Extract the full listing verbatim and drop any pictures from your copy.
::::::::::
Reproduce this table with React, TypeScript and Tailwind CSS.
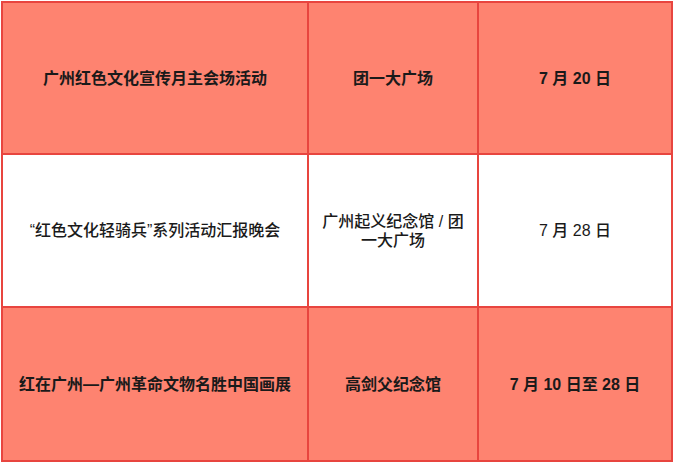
const rows = [
  {
    event: "广州红色文化宣传月主会场活动",
    place: "团一大广场",
    date: "7 月 20 日",
    tint: true,
    h: "h-[150px]",
  },
  {
    event: "“红色文化轻骑兵”系列活动汇报晚会",
    place: "广州起义纪念馆 / 团一大广场",
    date: "7 月 28 日",
    tint: false,
    h: "h-[151px]",
  },
  {
    event: "红在广州—广州革命文物名胜中国画展",
    place: "高剑父纪念馆",
    date: "7 月 10 日至 28 日",
    tint: true,
    h: "h-[152px]",
  },
];

export default function App() {
  return (
    <div className="w-[674px] h-[463px] bg-white pl-[1px] pt-[1px] font-['Liberation_Sans','Noto_Sans_CJK_SC',sans-serif] text-[16px] text-[#1a1a1a]">
      <div className="grid grid-cols-[304px_168px_192px] gap-[2px] p-[2px] bg-[#e8453f] w-[672px]">
        {rows.map((r, i) => {
          const cell =
            "flex items-center justify-center text-center px-2 leading-[19px] " +
            r.h +
            " " +
            (r.tint ? "bg-[#fe8370] font-bold" : "bg-white font-medium");
          return [
            <div key={i + "a"} className={cell}>
              {r.event}
            </div>,
            <div key={i + "b"} className={cell}>
              {r.place}
            </div>,
            <div key={i + "c"} className={cell}>
              {r.date}
            </div>,
          ];
        })}
      </div>
    </div>
  );
}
::::::::::
Result of this exercise =
Reproduce this table with React, TypeScript and Tailwind CSS.
const rows = [
  {
    event: "广州红色文化宣传月主会场活动",
    place: "团一大广场",
    date: "7 月 20 日",
    tint: true,
    h: "h-[150px]",
  },
  {
    event: "“红色文化轻骑兵”系列活动汇报晚会",
    place: "广州起义纪念馆 / 团一大广场",
    date: "7 月 28 日",
    tint: false,
    h: "h-[151px]",
  },
  {
    event: "红在广州—广州革命文物名胜中国画展",
    place: "高剑父纪念馆",
    date: "7 月 10 日至 28 日",
    tint: true,
    h: "h-[152px]",
  },
];

export default function App() {
  return (
    <div className="w-[674px] h-[463px] bg-white pl-[1px] pt-[1px] font-['Liberation_Sans','Noto_Sans_CJK_SC',sans-serif] text-[16px] text-[#1a1a1a]">
      <div className="grid grid-cols-[304px_168px_192px] gap-[2px] p-[2px] bg-[#e8453f] w-[672px]">
        {rows.map((r, i) => {
          const cell =
            "flex items-center justify-center text-center px-2 leading-[19px] " +
            r.h +
            " " +
            (r.tint ? "bg-[#fe8370] font-bold" : "bg-white font-medium");
          return [
            <div key={i + "a"} className={cell}>
              {r.event}
            </div>,
            <div key={i + "b"} className={cell}>
              {r.place}
            </div>,
            <div key={i + "c"} className={cell}>
              {r.date}
            </div>,
          ];
        })}
      </div>
    </div>
  );
}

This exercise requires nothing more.